Beyond the general questions, developers will have to ask additional questions when using AI tools, such as an AI security scanner to manage risks introduced during software development.
- Is an AI tool a best fit for this use case? Understanding what AI is and isn’t good at is key. The further a task can be broken down into “making a decision according to learned rules” or “writing content that passes learned rules,” the better the AI will be at it. As the problem changes beyond that, the AI will get worse at it.
- What safeguards are in place if the tool doesn’t catch something or hallucinates something that’s not there? Never introduce a single point of failure into your processes, especially one that can hallucinate. Rely on traditional practices associated with defense in depth, or the “Swiss Cheese” method of managing risk where even if one layer misses a problem, the next will catch it.
- What oversight is required to vet the tool results? This is an old problem made new; the traditional logging guidance breaks down into two parts. The first is capturing data about important events; the second is auditing the logs. Until AI matures further and its drawbacks are understood or mitigated, humans will still need to be kept in the loop.
More and more developers are “hiring” ChatGPT to write source code. Initial reports are that ChatGPT is capable of writing source code in many programming languages and is fluent in all of the common and publicly discussed languages. Due to limitations in this beta version’s training and model, the code it produces isn’t always perfect. It often contains business logic flaws that can change the way the software operates, syntax errors where it may blend different versions of software and other problems that appear human in origin.
Basically, ChatGPT is a junior developer. Who will be its manager?
Put another way, ChatGPT is a junior developer. When using code written by this junior developer, one must consider how it will be managed:
- Who will be its manager ensuring that the code written is functional, optimized, quality and up to security standards? Junior developers need senior developers. Every line of code will have to be tested, and some will have to be fixed. However, initial reports are that this proof-reading process is faster and easier than writing code from scratch.

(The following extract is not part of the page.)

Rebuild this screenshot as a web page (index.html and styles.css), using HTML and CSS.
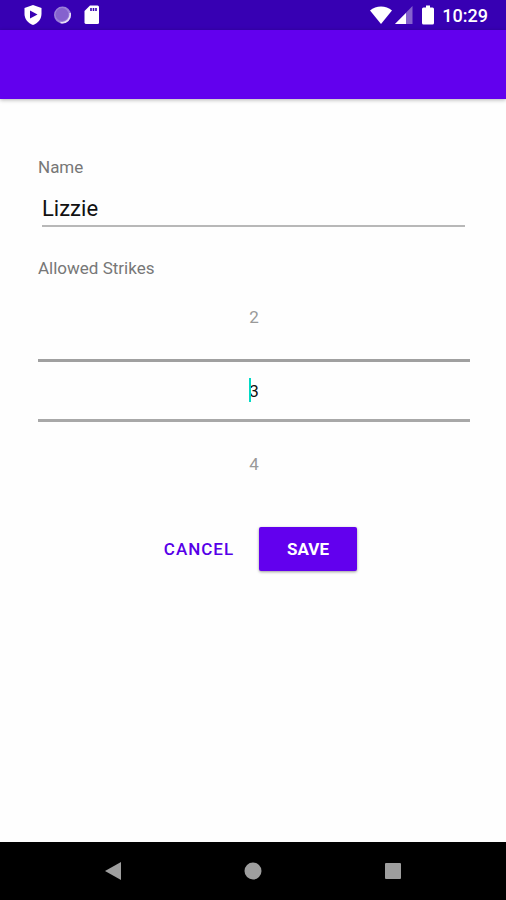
FILE: index.html
```html
<!DOCTYPE html>
<html lang="en">
<head>
<meta charset="utf-8">
<meta name="viewport" content="width=device-width, initial-scale=1">
<title>Edit player</title>
<link rel="stylesheet" href="styles.css">
</head>
<body>
<div class="status-bar">
  <div class="notifications">
    <svg width="18" height="20" viewBox="0 0 18 20" aria-hidden="true"><path fill="#fff" d="M9 0 17.500 3V9C17.500 14 14 18 9 20 4 18 .5 14 .5 9V3Z"/><path fill="#3700b3" d="M6 5.500 13.500 9.500 6 13.500Z"/></svg>
    <svg width="18" height="18" viewBox="0 0 18 18" aria-hidden="true"><circle cx="8.500" cy="9" r="8.500" fill="#9b80d9"/><circle cx="8" cy="8.500" r="6.500" fill="#8562ce"/><path d="M16 7A8 8 0 0 1 6.500 16.500" fill="none" stroke="#e8e0f7" stroke-width="1.600"/></svg>
    <svg width="16" height="20" viewBox="0 0 16 20" aria-hidden="true"><path fill="#fff" d="M6 .5H13.500Q15 .5 15 2V17.500Q15 19 13.500 19H2.500Q.5 19 .5 17.500V6Z"/><path stroke="#3700b3" stroke-width="1.600" d="M7 3V6M9.500 3V6M12 3V6"/></svg>
  </div>
  <div class="system">
    <svg width="22" height="18" viewBox="0 0 22 18" aria-hidden="true"><path fill="#fff" d="M0 4.500C6-1 16-1 22 4.500L11 18Z"/></svg>
    <svg class="signal" width="18" height="18" viewBox="0 0 18 18" aria-hidden="true"><path fill="#8562ce" d="M17.500 0V18H0Z"/><path fill="#fff" d="M11 7V18H0Z"/></svg>
    <svg class="battery" width="12" height="20" viewBox="0 0 12 20" aria-hidden="true"><path fill="#fff" d="M4 .5H8V2.500H10.500Q12 2.500 12 4V18Q12 19.500 10.500 19.500H1.500Q0 19.500 0 18V4Q0 2.500 1.500 2.500H4Z"/></svg>
    <time class="clock">10:29</time>
  </div>
</div>
<header class="app-bar"></header>
<main>
  <form class="form">
    <label class="label" for="name">Name</label>
    <input class="name" id="name" type="text" value="Lizzie">
    <label class="label" for="strikes">Allowed Strikes</label>
    <div class="picker">
      <button class="step" type="button">2</button>
      <div class="current">
        <input class="value" id="strikes" type="text" inputmode="numeric" value="3">
        <span class="caret"></span>
      </div>
      <button class="step" type="button">4</button>
    </div>
    <div class="actions">
      <button class="button cancel" type="button">CANCEL</button>
      <button class="button save" type="submit">SAVE</button>
    </div>
  </form>
</main>
<nav class="nav-bar">
  <button class="nav-button" type="button" aria-label="Back"><svg width="18" height="18" viewBox="0 0 18 18"><path fill="#9e9e9e" d="M17 0V18L1 9Z"/></svg></button>
  <button class="nav-button" type="button" aria-label="Home"><svg width="18" height="18" viewBox="0 0 18 18"><circle cx="9" cy="9" r="8.500" fill="#9e9e9e"/></svg></button>
  <button class="nav-button" type="button" aria-label="Recent apps"><svg width="18" height="18" viewBox="0 0 18 18"><rect x="1" y="1" width="16" height="16" rx="1" fill="#9e9e9e"/></svg></button>
</nav>
</body>
</html>
```
FILE: styles.css
```css
* {
  box-sizing: border-box;
}

body {
  display: flex;
  flex-direction: column;
  min-height: 100vh;
  margin: 0;
  background: #fefefe;
  color: #111;
  font-family: Roboto, sans-serif;
}

button,
input {
  margin: 0;
  padding: 0;
  border: 0;
  border-radius: 0;
  outline: 0;
  background: none;
  color: inherit;
  font: inherit;
}

svg {
  display: block;
}

.status-bar {
  display: flex;
  align-items: center;
  justify-content: space-between;
  height: 30px;
  padding: 0 18px 0 24px;
  background: #3700b3;
  color: #fff;
}

.notifications,
.system {
  display: flex;
  align-items: center;
}

.notifications {
  gap: 12px;
}

.signal {
  margin-left: 3px;
}

.battery {
  margin: 0 8px 0 9px;
}

.clock {
  padding-top: 2px;
  font-size: 18px;
  font-weight: 500;
  line-height: 20px;
}

.app-bar {
  height: 69px;
  background: #6200ee;
  box-shadow: 0 1px 4px rgba(0, 0, 0, 0.3);
}

main {
  flex: 1;
}

.form {
  display: flex;
  flex-direction: column;
  padding: 56px 36px 24px 38px;
}

.label {
  color: #777;
  font-size: 17px;
  line-height: 24px;
}

.name {
  height: 48px;
  margin: 0 5px 29px 4px;
  padding-top: 12px;
  border-bottom: 2px solid #b8b8b8;
  font-size: 22px;
}

.picker {
  display: flex;
  flex-direction: column;
  gap: 5px;
}

.step {
  height: 74px;
  color: #999;
  font-size: 17px;
  line-height: 24px;
}

.current {
  position: relative;
  height: 63px;
  border-top: 3px solid #a0a0a0;
  border-bottom: 3px solid #a8a8a8;
}

.value {
  width: 100%;
  height: 100%;
  font-size: 17px;
  text-align: center;
}

.caret {
  position: absolute;
  top: 16px;
  left: calc(50% - 5px);
  width: 2px;
  height: 24px;
  background: #03dac5;
}

.actions {
  display: flex;
  justify-content: center;
  gap: 12px;
  margin-top: 26px;
}

.button {
  height: 44px;
  border-radius: 2px;
  font-size: 17px;
  font-weight: 500;
}

.cancel {
  width: 96px;
  color: #5600e8;
  letter-spacing: 1px;
}

.save {
  width: 98px;
  background: #6200ee;
  box-shadow: 0 1px 3px rgba(0, 0, 0, 0.4);
  color: #fff;
  font-weight: 700;
}

.nav-bar {
  display: flex;
  align-items: center;
  justify-content: center;
  gap: 92px;
  height: 58px;
  background: #000;
}

.nav-button {
  display: grid;
  width: 48px;
  height: 48px;
  place-items: center;
}
```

- Is it injecting or remixing training code into your code base? A more insidious threat is that sometimes AI bots like GitHub Copilot produce source code that perfectly replicates blocks of code from its training data. Antiplagiarism tools will be needed to ensure license risk is managed.
- Where does the bot get its training data? An AI model will only be as good as its training data. If the bot is trained on old or incorrect code, it will produce old and incorrect results.
- Where is the engine hosted? An AI bot that analyzes source code will need to bring the source code to its processing facility. Give extra thought to how the data is secured, used and disposed of after leaving your company’s boundary.
December’s release of ChatGPT heralded a new age in software development. It’s important to lean into the changes rather than get knocked out by them. When adopting these new tools, understand that the more things change, the more they stay the same: It’s always better to prevent a security incident than it is to be caught unawares by one.